Redwoods, restoration, and implications for carbon budgets

Abstract

The coast redwoods (Sequoia sempervirens) of California have several unique characteristics that influence interactions between vegetation and geomorphic processes. Case studies, using a combination of in-channel wood surveys and an air photo inventory of landslides, illustrate current conditions in a redwood-dominated watershed undergoing restoration work, and the influence of wood loading and landslides on the carbon budget. Redwood trees have extremely large biomass (trunk wood volumes of 700 to 1000 m3) and are very decay-resistant; consequently, they have a large and persistent influence on in-channel wood loading. Large wood surveys indicate high wood loading in streams in uncut forests (0.3-0.5 m3/m2 of channel), but also show that high wood loading can persist in logged basin with unlogged riparian buffers because of the slow decay of fallen redwoods. Through a watershed restoration program, Redwood National Park increases in-channel wood loading in low-order streams, but the effectiveness of this technique has not yet been tested by a large flood. Another unique characteristic of redwood is its ability to resprout from basal burls after cutting, so that root strength may not decline as sharply following logging as in other types of forests.
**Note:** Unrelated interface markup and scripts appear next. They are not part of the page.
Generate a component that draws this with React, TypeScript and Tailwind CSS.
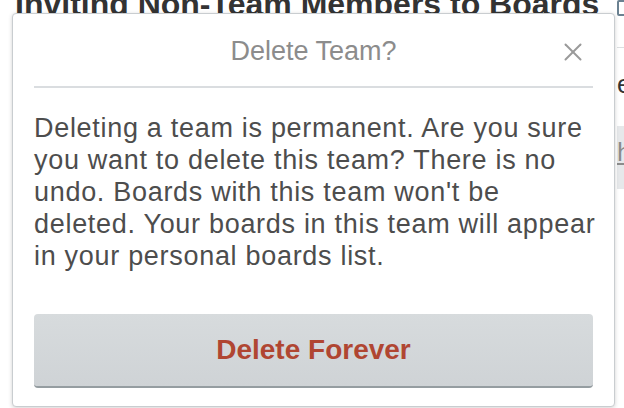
import { X } from 'lucide-react'

const bodyLines = [
  'Deleting a team is permanent. Are you sure',
  "you want to delete this team? There is no",
  "undo. Boards with this team won't be",
  'deleted. Your boards in this team will appear',
  'in your personal boards list.',
]

function BackgroundPage() {
  return (
    <div className="w-[624px] h-[408px] overflow-hidden bg-white">
      <h1 className="-mt-[14px] pl-[15px] whitespace-nowrap text-[32px] font-bold leading-[36px] text-[#333333]">
        Inviting Non-Team Members to Boards
      </h1>
      <div className="-mt-[22px] ml-[617px] w-[7px]">
        <div className="h-[16px] w-[12px] rounded-[2px] border-2 border-[#6b8191]" />
        <div className="h-[32px] border-b border-[#dcdfe1]" />
        <div className="pt-[20px] text-[26px] leading-[32px] text-[#333333]">e</div>
        <div className="mt-[26px] h-[63px] bg-[#e6e8ea] pt-[10px] text-[26px] leading-[32px] text-[#8c8c8c] underline">
          h
        </div>
      </div>
    </div>
  )
}

export default function App() {
  return (
    <div
      className="relative w-[624px] h-[408px] overflow-hidden"
      style={{ fontFamily: '"Liberation Sans", Arial, sans-serif' }}
    >
      <BackgroundPage />

      <div className="absolute left-[12px] top-[13px] w-[603px] h-[394px] rounded-[4px] border border-[#c9cdd0] bg-white shadow-[0_1px_4px_rgba(0,0,0,0.18)] px-[21px]">
        <div className="relative h-[74px] border-b-2 border-[#dadde0] flex items-center justify-center">
          <span className="text-[27px] leading-[32px] text-[#8c8c8c] pt-[2px]">Delete Team?</span>
          <button className="absolute right-[5px] top-[23px] text-[#9a9a9a]">
            <X className="w-[30px] h-[30px]" strokeWidth={1.6} />
          </button>
        </div>

        <p className="mt-[24px] -mr-[20px] text-[27px] leading-[32px] tracking-[0.7px] text-[#4d4d4d]">
          {bodyLines.map((line) => (
            <span key={line} className="block whitespace-nowrap">
              {line}
            </span>
          ))}
        </p>

        <button className="mt-[42px] w-full h-[74px] rounded-[4px] bg-gradient-to-b from-[#d7dbdd] to-[#cfd3d6] border-b-2 border-[#959da1] text-[28px] font-bold text-[#b04632]">
          Delete Forever
        </button>
      </div>
    </div>
  )
}
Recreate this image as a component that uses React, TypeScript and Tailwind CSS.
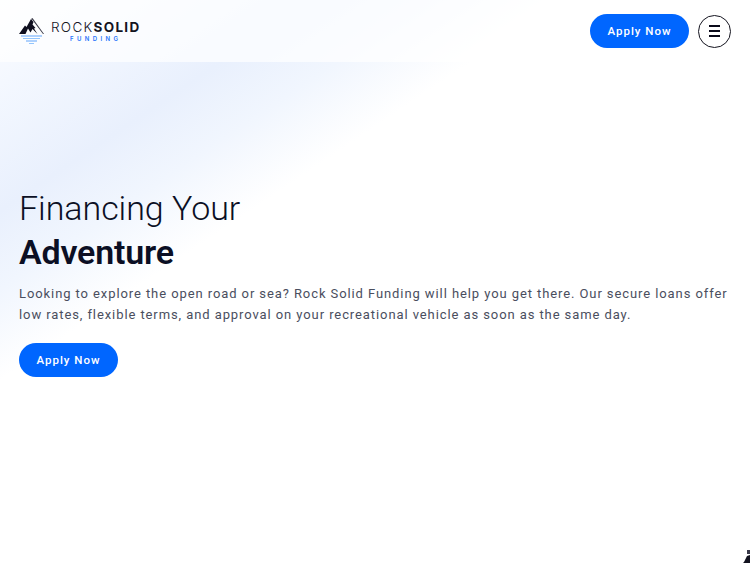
import React from "react";

function Logo() {
  return (
    <div className="flex items-center gap-[5px]">
      <svg width="28" height="30" viewBox="0 0 28 30" className="block">
        <path d="M1 18 L7 9.5 L8.5 11 L13 3 L15.5 6 L14.5 8.5 L17.5 12 L16 12.5 L19.5 18 L14.5 13 L12.5 16.5 L10 12.5 L7.5 18 Z" fill="#0f0f1f" />
        <path d="M13 3 L14.5 2 L26 18 L25 18 L14.5 4 Z" fill="#3a3a48" />
        <path d="M3 19.5 H24 V20.5 H3 Z" fill="#60a5fa" />
        <path d="M5 22 H22 V23 H5 Z" fill="#93c5fd" />
        <path d="M8 24.5 H19 V25.5 H8 Z" fill="#60a5fa" />
        <path d="M11 27 H16 V28 H11 Z" fill="#93c5fd" />
      </svg>
      <div className="flex flex-col items-center leading-none font-['Inter',sans-serif]">
        <div className="text-[13.5px] leading-[14px] tracking-[1.3px] text-[#14141f]">
          <span className="font-light">ROCK</span>
          <span className="font-bold">SOLID</span>
        </div>
        <div className="mt-[1px] text-[6px] leading-[7px] font-semibold tracking-[3.4px] text-[#1f74fb]">FUNDING</div>
      </div>
    </div>
  );
}

export default function App() {
  return (
    <div className="relative h-[563px] w-full overflow-hidden bg-white bg-[linear-gradient(146deg,#fcfdff_0px,#f4f8ff_70px,#e9f0fd_175px,#f1f6fe_240px,#ffffff_315px)] font-['Roboto',sans-serif]">
      <header className="flex h-[62px] items-center justify-between bg-white/70 pl-[18px] pr-[19px]">
        <Logo />
        <div className="flex items-center gap-[9px]">
          <a className="flex h-[34px] w-[99px] items-center justify-center rounded-full bg-[#0066ff] pt-[1px] text-[11.5px] font-medium tracking-[1px] text-white">Apply Now</a>
          <button className="flex h-[33px] w-[33px] flex-col items-center justify-center gap-[3px] rounded-full border border-[#14141f] bg-white">
            <span className="h-[2px] w-[11px] bg-[#0a0a1a]" />
            <span className="h-[2px] w-[11px] bg-[#0a0a1a]" />
            <span className="h-[2px] w-[11px] bg-[#0a0a1a]" />
          </button>
        </div>
      </header>
      <main className="pl-[19px] pr-[19px] pt-[124px]">
        <h1 className="text-[34px] leading-[44px] font-light tracking-[-0.05px] text-[#0b0f24]">Financing Your</h1>
        <h2 className="text-[34px] leading-[44px] font-semibold tracking-[-0.2px] text-[#0b0f24]">Adventure</h2>
        <p className="mt-[10px] text-[13px] leading-[20.8px] tracking-[0.91px] text-[#4a4e5e]">
          Looking to explore the open road or sea? Rock Solid Funding will help you get there. Our secure loans offer low rates, flexible terms, and approval on your recreational vehicle as soon as the same day.
        </p>
        <a className="mt-[17.5px] flex h-[33.5px] w-[99px] items-center justify-center rounded-full bg-[#0066ff] pt-[1px] text-[11.5px] font-medium tracking-[1px] text-white">Apply Now</a>
      </main>
      <svg width="12" height="18" viewBox="0 0 12 18" className="absolute bottom-0 right-0">
        <path d="M6 17 L9 11 L12 10 L12 18 L5 18 Z" fill="#12121f" />
        <rect x="9" y="5" width="3" height="4" fill="#3a3a4a" />
      </svg>
    </div>
  );
}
An air photo inventory of landslides following a large storm in 1997 indicated: 1) that in the Redwood Creek watershed the volume of material displaced by landslides in harvested areas was not related to the time elapsed since logging, suggesting that the loss of root strength was not a decisive factor in landslide initiation, 2) landslide production on decommissioned logging roads was half that of untreated roads, and 3) landslides removed an estimated 28 Mg of organic carbon/km2 from hillslopes. The carbon budget of a redwood-dominated catchment is dominated by the vegetative component, but is also influenced by the extent of mass movement, erosion control work, and in-channel storage of wood.